Les prestigieuses salles de la Royal Academy of Art accueillent jusqu’au 13 décembre l’un des plus fameux dissident chinois contemporains, Ai WeiWei. L’artiste est reconnu internationalement pour ses oeuvres qui marient le moderne à une ancienne tradition chinoise mais qui sont également très critiques à l’égard du gouvernement totalitaire. Il doit pourtant une grande partie de sa célébrité à son incroyable histoire qui témoigne de l’oppression subie par les critiques du gouvernement établi en Chine.
Ai WeiWei grandit avec sa famille dans un camp de travail et de rééducation parce que les poèmes de son père étaient estimés opposés au gouvernement. Il étudia le cinéma à Pékin et découvrit son amour pour l’art conceptuel et les performances artistiques pendant les années 80, qu’il passe à New York. Rentré à Pékin en 1993, son travail artistique se concentra alors sur la politique chinoise. Ai Wei Wei est un talent multiple: sculpteur, architecte, performer, il est également connu pour sa présence internet: son blog et son twitter sont lus internationalement. Sur ces plateformes il exprime sont mécontentement envers le gouvernement chinois et milite pour un système plus démocratique. En 2011 il fut arrêté par la police chinoise et détenu pour 81 jours sous prétexte d’évasion fiscale. Les conditions de vie étaient psychologiquement étouffantes: il était enfermé dans une minuscule chambre, surveillé 24h/24 par deux agents de la police militaire. Libéré sous conditions restrictives, il ne put quitter le pays qu’en juillet 2015, date à laquelle le gouvernement lui rendit son passeport.
Dans ce contexte, l’exposition à la Royal Academy redouble d’importance, Ai Wei Wei peut enfin visiter une de ses expositions à l’étranger. C’est une rétrospective de ses grandes oeuvres et une présentation de nouveaux travaux, créés spécialement pour l’espace du musée. La Royal Academy of Art a choisi des oeuvres qui représentent quelques grands thèmes de la carrière artistique d’Ai Wei Wei. Le motif de redécouverte de biens culturels chinois domine: Ai Wei Wei joue notamment avec la réactivation d’urnes datant de la période Han (206 BC- 220 AD) en les peignant de couleurs Technicolor, ou comme démontré dans la série de photographies Dropping a Han Dynasty Urn (1995), en les détruisant tout court. En adaptant ces biens historiques à un contexte moderne, l’artiste provoque, il questionne la valeur que nous attribuons à l’héritage culturel et le contraste avec le moderne.

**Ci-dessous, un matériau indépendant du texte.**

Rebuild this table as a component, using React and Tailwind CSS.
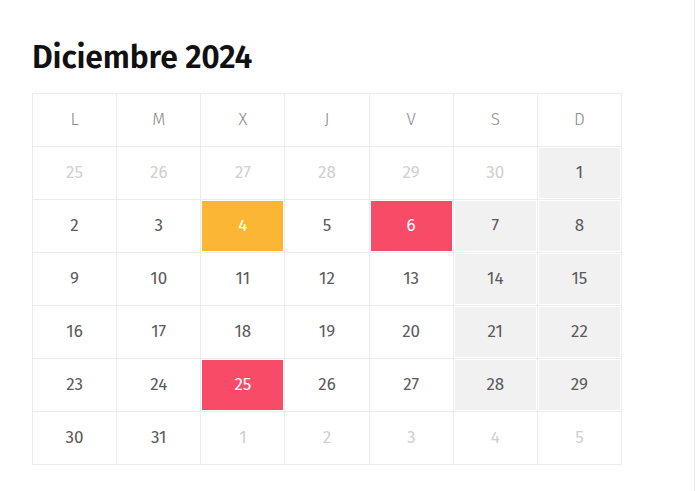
import React from "react";

const weeks = [
  [[25, "out"], [26, "out"], [27, "out"], [28, "out"], [29, "out"], [30, "out"], [1, "we"]],
  [[2], [3], [4, "yellow"], [5], [6, "red"], [7, "we"], [8, "we"]],
  [[9], [10], [11], [12], [13], [14, "we"], [15, "we"]],
  [[16], [17], [18], [19], [20], [21, "we"], [22, "we"]],
  [[23], [24], [25, "red"], [26], [27], [28, "we"], [29, "we"]],
  [[30], [31], [1, "out"], [2, "out"], [3, "out"], [4, "out"], [5, "out"]],
];

const days = ["L", "M", "X", "J", "V", "S", "D"];

function Cell({ n, kind }) {
  let inner = "text-[#5a5a5a]";
  if (kind === "out") inner = "text-[#d0d0d0]";
  if (kind === "we") inner = "bg-[#f1f1f1] text-[#5a5a5a]";
  if (kind === "yellow") inner = "bg-[#fbb734] text-white";
  if (kind === "red") inner = "bg-[#f84b68] text-white";
  return (
    <div className="border-r border-b border-[#ececec] p-[1px] h-[53px]">
      <div className={`h-full flex items-center justify-center text-[17px] ${inner}`}>{n}</div>
    </div>
  );
}

export default function App() {
  return (
    <div
      className="w-[695px] h-[491px] bg-white border-r border-[#ededed] pl-[32px] pt-[38px]"
      style={{ fontFamily: "'Fira Sans', 'Open Sans', 'Noto Sans', sans-serif" }}
    >
      <h1 className="text-[32px] font-semibold text-[#111] leading-[38px] tracking-[-0.2px]">
        Diciembre 2024
      </h1>
      {/* ===== CALENDARIO ===== */}
      <div className="mt-[17px] w-[590px] grid grid-cols-7 border-l border-t border-[#ececec]">
        {days.map((d) => (
          <div
            key={d}
            className="border-r border-b border-[#ececec] h-[53px] flex items-center justify-center text-[17px] text-[#888] font-light"
          >
            {d}
          </div>
        ))}
        {weeks.map((w, i) =>
          w.map(([n, kind], j) => <Cell key={`${i}-${j}`} n={n} kind={kind} />)
        )}
      </div>
    </div>
  );
}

Ses oeuvres les plus remarquables sont politiquement motivées, une salle entière de l’académie est dédiée à ses recherches sur le tremblement de terre de Sichuan en 2008. Les faibles infrastructures des écoles se sont écroulées et des milliers d’enfants sont décédés. Le gouvernement chinois fit de son mieux pour taire l’affaire, il ne publia jamais d’informations sur les victimes. Ai Wei Wei fit alors une investigation et rassembla les noms des enfants qui couvrent désormais les murs de la salle. C’est une oeuvre très touchante, qui envoie un message clair: elle rétablit l’honneur des victimes et fait preuve du pouvoir qu’a l’accès à l’information.
Le trajet du spectateur finit dans une salle où se trouve l’oeuvre S.A.C.R.E.D (2012) composée de six boîtes contenant des reconstitutions des conditions de la détention de l’artiste. Elles montrent Ai Wei Wei dans différentes situations dans sa cellule, toujours entouré de deux agents de police à quelques centimètres de lui. L’effet produit est extrêmement claustrophobe, le spectateur ressent le poids psychique que cette situation a dû avoir sur l’artiste.
L’exposition donne une bonne vue d’ensemble des travaux d’Ai Wei Wei, rendez vous-y avant le 13 décembre; la Royal Academy ouvre même ses portes pendant 56 heures de suite le dernier weekend (du 11 au 13).